The report was sent to PMO. Did the prime minister/government consult CAG and appoint an international auditor? Who should be blamed for not taking any preventive step to stop the revenue loss, though cautioned repeatedly by CPI(M) MPs, AP chief minister and even the cabinet secretary? Where should the buck stop?

GAS PRICING
FORMULA
What did the cabinet secretary’s report say regarding the pricing formula offered by RIL as per which the “well-head” price (i.e. the price at the production point) was 4.33 dollar per barrel and the delivered price at the user end would be 4.76 to 5.98 dollar without taxes? It reportedly said “the RIL formula may be taken up for approval only after a policy is put in place. Prima facie the formula appears to suffer from several infirmities in respect of the formula employed and the bidding process.”

The above was based on the presentations by the ministry of fertilizers and NTPC/ministry of power, which specifically stated:
·        RIL price formula is flawed;
·        A delivery price beyond 5 dollar/unit will be prohibitive for fertilizer sector and every increase of 1 dollar will involve an additional Rs 2000 crore subsidy;
·        Gas price beyond 2.34 dollar will be prohibitive for power sector;
·        Pricing should be fixed by Petroleum & Natural Gas Regulatory Board after amendment in the Act;
·        It was not prudent to fix a price which will jeoparadise the NTPC's case wherein price of 2.34 dollar was arrived at after International Competitive Bidding.”

Not only that, the chairman & managing director of NTPC in a letter dated 24.8.2007 wrote to the chairman of EGoM:

“In continuation of the presentation I made on the gas pricing issue of Reliance Industries Limited for KG Basin with particular reference to NTPC contract, I would like to convey that implication of the price differential between gas price as delivered at Kawas/Gandhar as per NTPC Contract and RIL's proposed price, will be of the order of Rs 24,000 crore for the quantity contracted by NTPC during the entire contract period of 17 years. This aspect may also please be kept in view.”

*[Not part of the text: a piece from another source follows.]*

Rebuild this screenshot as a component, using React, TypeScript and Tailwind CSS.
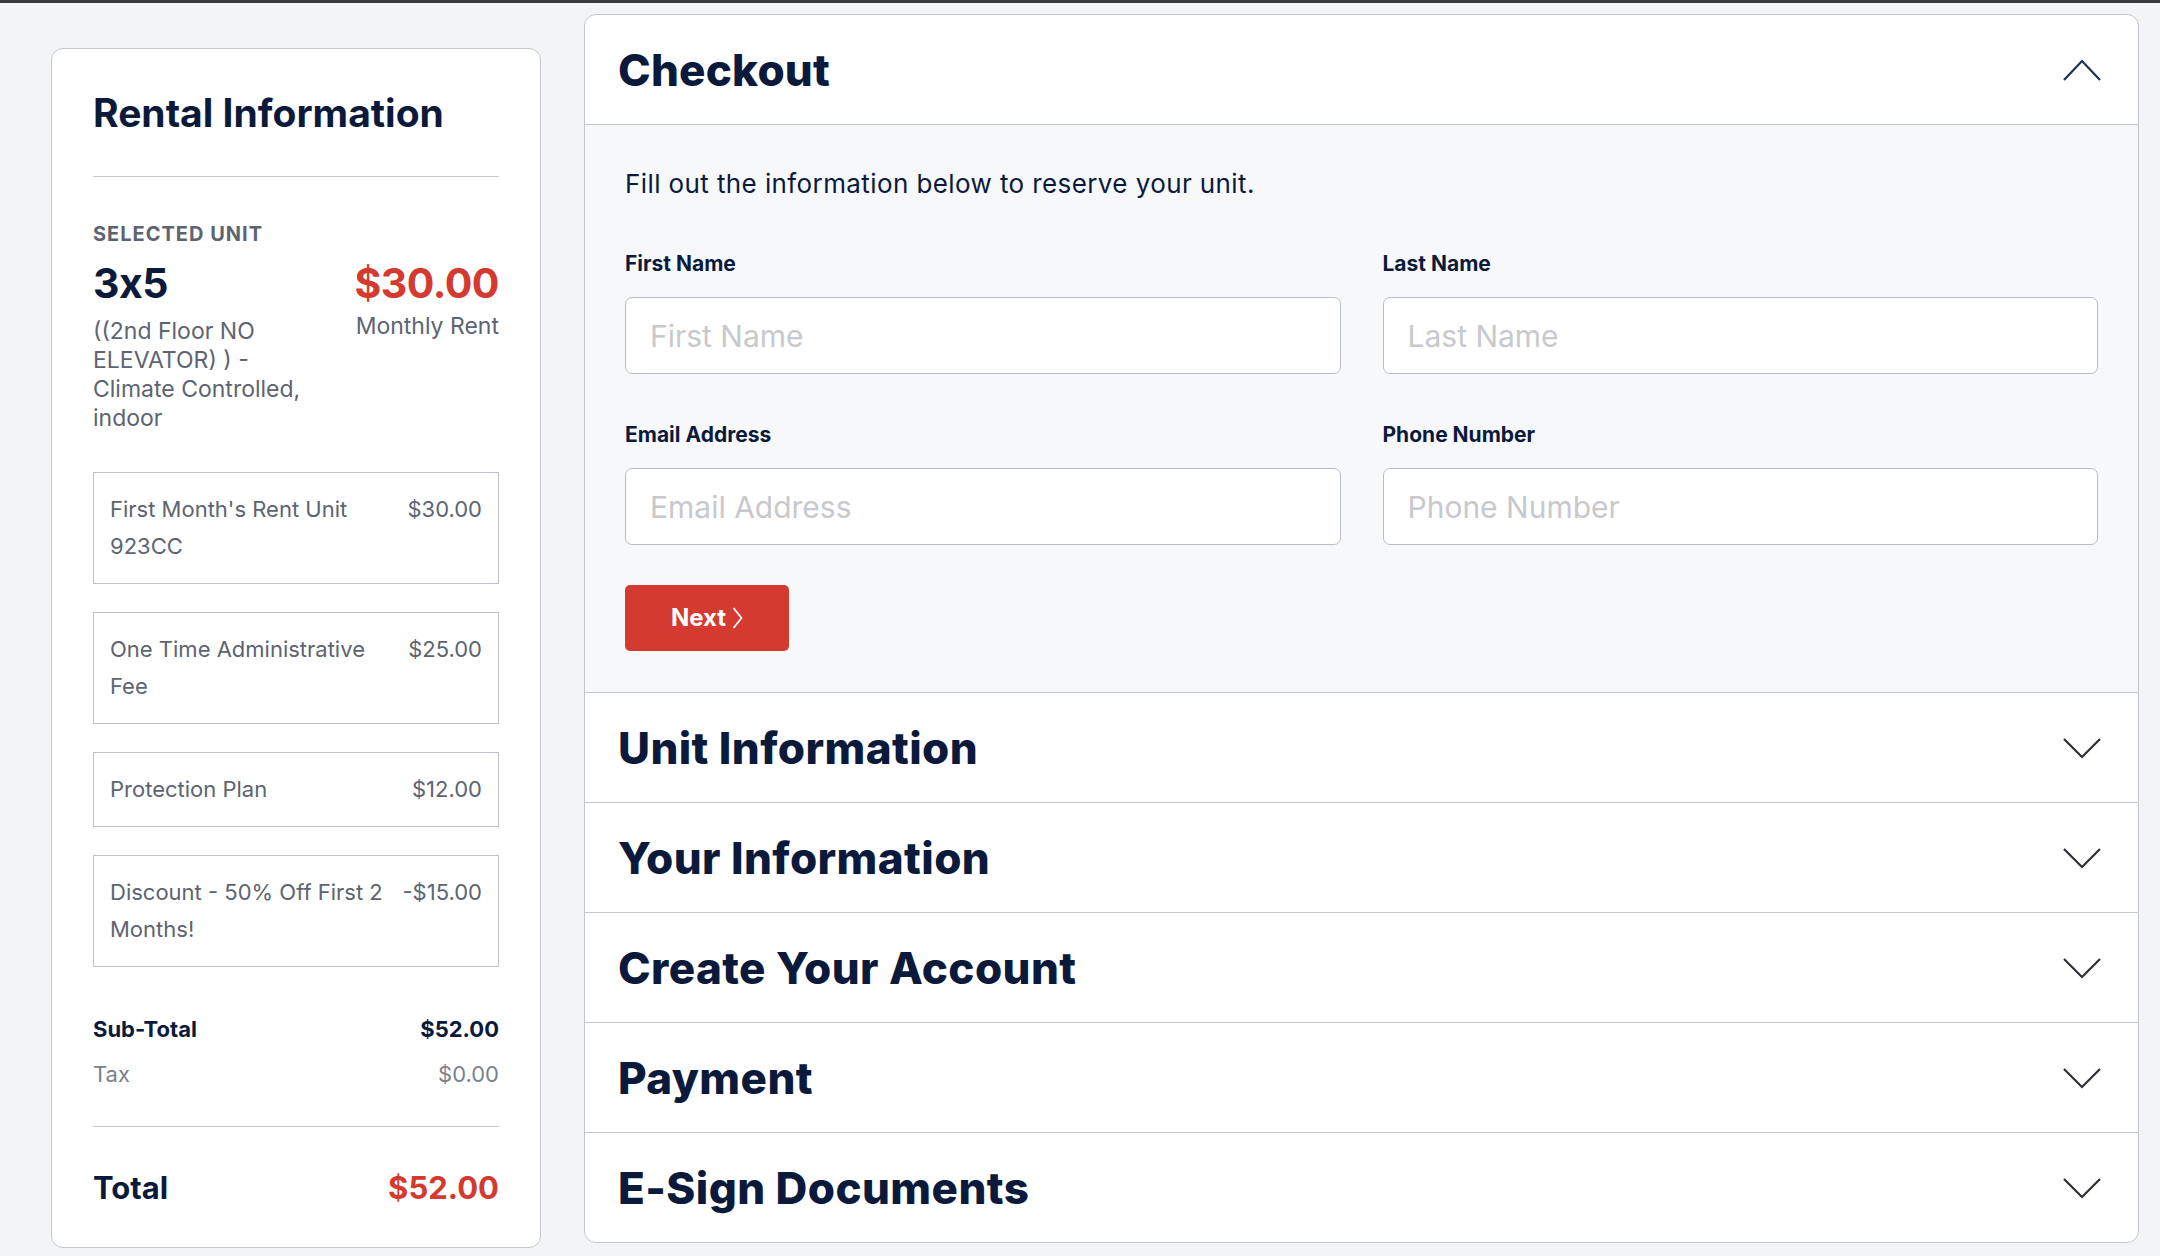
import React from 'react';

const NAVY = 'text-[#0b1a3b]';
const HEAD = "font-['Inter',sans-serif]";

// line items on the rental summary
const LINE_ITEMS = [
  { label: "First Month's Rent Unit 923CC", amount: '$30.00' },
  { label: 'One Time Administrative Fee', amount: '$25.00' },
  { label: 'Protection Plan', amount: '$12.00' },
  { label: 'Discount - 50% Off First 2 Months!', amount: '-$15.00' },
];

const SECTIONS = ['Unit Information', 'Your Information', 'Create Your Account', 'Payment', 'E-Sign Documents'];

function Chevron({ up = false }: { up?: boolean }) {
  return (
    <svg width="38" height="22" viewBox="0 0 38 22" fill="none" className="shrink-0">
      {up ? (
        <polyline points="1,21 19,2 37,21" stroke="#1b2f5a" strokeWidth="2.2" strokeLinejoin="miter" />
      ) : (
        <polyline points="1,2 19,20 37,2" stroke="#2b2f36" strokeWidth="2.2" strokeLinejoin="miter" />
      )}
    </svg>
  );
}

function Field({ label, placeholder }: { label: string; placeholder: string }) {
  return (
    <div className="flex flex-col">
      <label className={`${HEAD} text-[21px] font-bold leading-[28px] ${NAVY}`}>{label}</label>
      <input
        placeholder={placeholder}
        className="mt-[19px] h-[77px] w-full rounded-[7px] border border-[#b9bdc4] bg-white px-[24px] text-[30px] text-[#0b1a3b] outline-none placeholder:text-[#c8c9cc]"
      />
    </div>
  );
}

function RentalInformation() {
  return (
    <div className="mt-[34px] w-[490px] shrink-0 rounded-[12px] border border-[#c3c7cd] bg-white px-[41px] pt-[41px] pb-[41px]">
      <h2 className={`${HEAD} text-[39px] font-bold leading-[46px] ${NAVY}`}>Rental Information</h2>
      <div className="mt-[40px] border-t border-[#c3c7cd]" />

      {/* selected unit */}
      <div className={`${HEAD} mt-[45px] text-[20px] font-bold uppercase leading-[24px] tracking-[1px] text-[#5d6470]`}>
        Selected Unit
      </div>
      <div className="mt-[13px] flex justify-between gap-4">
        <div className="w-[240px]">
          <div className={`${HEAD} text-[41px] font-bold leading-[48px] tracking-[-0.5px] ${NAVY}`}>3x5</div>
          <div className="mt-[10px] text-[23px] leading-[29px] text-[#5d6470]">
            ((2nd Floor NO ELEVATOR) ) - Climate Controlled, indoor
          </div>
        </div>
        <div className="flex flex-col items-end">
          <div className={`${HEAD} text-[41px] font-bold leading-[48px] tracking-[-0.5px] text-[#d43a2f]`}>$30.00</div>
          <div className="mt-[5px] text-[23px] leading-[29px] text-[#5d6470]">Monthly Rent</div>
        </div>
      </div>

      {/* charges */}
      <div className="mt-[39px] flex flex-col gap-[28px]">
        {LINE_ITEMS.map(item => (
          <div
            key={item.label}
            className="flex justify-between gap-[18px] border border-[#bfc3c9] px-[16px] py-[18px] text-[22px] leading-[37px] text-[#5d6470]"
          >
            <span>{item.label}</span>
            <span className="shrink-0">{item.amount}</span>
          </div>
        ))}
      </div>

      {/* totals */}
      <div className={`${HEAD} mt-[48px] flex justify-between text-[22px] font-bold leading-[28px] ${NAVY}`}>
        <span>Sub-Total</span>
        <span>$52.00</span>
      </div>
      <div className="mt-[17px] flex justify-between text-[22px] leading-[28px] text-[#7b818a]">
        <span>Tax</span>
        <span>$0.00</span>
      </div>
      <div className="mt-[38px] border-t border-[#c3c7cd]" />
      <div className={`${HEAD} mt-[43px] flex items-center justify-between text-[31px] font-bold leading-[36px]`}>
        <span className="text-[#0b1a3b]">Total</span>
        <span className="text-[#d43a2f]">$52.00</span>
      </div>
    </div>
  );
}

function Checkout() {
  return (
    <div className="flex-1 overflow-hidden rounded-[12px] border border-[#c3c7cd] bg-white">
      {/* open section */}
      <div className="flex h-[109px] items-center justify-between pl-[33px] pr-[37px]">
        <h2 className={`${HEAD} text-[44px] font-extrabold tracking-[0.2px] ${NAVY}`}>Checkout</h2>
        <Chevron up />
      </div>
      <div className="border-t border-[#c3c7cd] bg-[#f7f8fa] px-[40px] pt-[41px] pb-[41px]">
        <p className={`text-[26px] leading-[36px] tracking-[0.4px] ${NAVY}`}>Fill out the information below to reserve your unit.</p>
        <div className="mt-[48px] grid grid-cols-2 gap-x-[42px] gap-y-[47px]">
          <Field label="First Name" placeholder="First Name" />
          <Field label="Last Name" placeholder="Last Name" />
          <Field label="Email Address" placeholder="Email Address" />
          <Field label="Phone Number" placeholder="Phone Number" />
        </div>
        <button className={`${HEAD} mt-[40px] flex h-[66px] w-[164px] items-center justify-center gap-[6px] rounded-[5px] bg-[#d43a2f] text-[24px] font-bold text-white`}>
          Next
          <svg width="11" height="22" viewBox="0 0 11 22" fill="none">
            <polyline points="1.5,1 9.5,11 1.5,21" stroke="white" strokeWidth="1.8" />
          </svg>
        </button>
      </div>

      {/* collapsed sections */}
      {SECTIONS.map(title => (
        <div
          key={title}
          className="flex h-[110px] items-center justify-between border-t border-[#c3c7cd] pl-[33px] pr-[37px]"
        >
          <h2 className={`${HEAD} text-[44px] font-extrabold tracking-[0.4px] ${NAVY}`}>{title}</h2>
          <Chevron />
        </div>
      ))}
    </div>
  );
}

export default function App() {
  return (
    <div className="min-h-screen bg-[#f3f4f6] font-['Inter',sans-serif]">
      <div className="h-[3px] bg-[#3a3a3a]" />
      <div className="flex items-start gap-[43px] pt-[11px] pr-[21px] pl-[51px] pb-[10px]">
        <RentalInformation />
        <Checkout />
      </div>
    </div>
  );
}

Inspite of the above, the EGoM approved the price formula in a great haste on 12.9.2007 though the production of KG gas started only from 1.4.2009. The rate was slightly reduced from 4.33 dollar to 4.2 dollar/unit. Why this hurry when there were serious question marks on development cost, pricing formula, loss to NTPC, financial impact on fertilizer and power production? Who is answerable to the parliament on an issue concerning three ministries viz Petroleum & Natural Gas, Power and Fertilizer? A minister or a Group of Ministers or the prime minister?

WHY
EGoM?
As outlined at the outset, gas pricing was mostly based on cost plus reasonable profit basis as per APM and there was no sacrosanct formula for pricing for non APM gas produced by private sector, which covered very small volumes before KG basin gas. Keeping this in perspective the "Integrated Energy Policy" document of August 2006, prepared by the Planning Commission, recommended:

"As long as there is shortage of natural gas in the country and the two major users of gas, namely fertilizer and power, work in a regulated cost plus environment, a competitive market determined price would be highly distorted. The prevailing regime of fertilizer subsidies & power sector subsidies would further amplify such distortions and cross subsides. In such a situation price of domestic natural gas and its allocation should be independently regulated on a cost plus basis including reasonable returns."

The prime minister is the chairman of the Planning Commission and there was a gas shortage in 2007 which continues till date. Then who decided to overrule the Planning Commission recommendation for “Cost Plus” pricing and went for a distorted market determined price through a fast-track EGoM?


And finally what was the rationale for forming an EGoM headed by external affairs minister to fix gas price when Energy Co-ordination Committee (ECC) headed by the prime minister and comprising ministers of Finance, Petroleum & Natural Gas, Power, Coal, deputy chairman of Planning Commission, chairman of Economic Advisory Council to PM, with principal secretary to PM as convener was already in place since July 2005. Need for rational pricing to promote inter fuel substitutions (in this case gas, coal and oil) is one of major issues before ECC. Still, why a separate EGoM? Is it a case of shirking responsibility or of willfully insulating oneself from another ‘G’ series scam? Who will answer? Obviously not Jaipal Reddy, Deora, Sibal or Digvijay Singh. WHERE DOES THE BUCK STOP?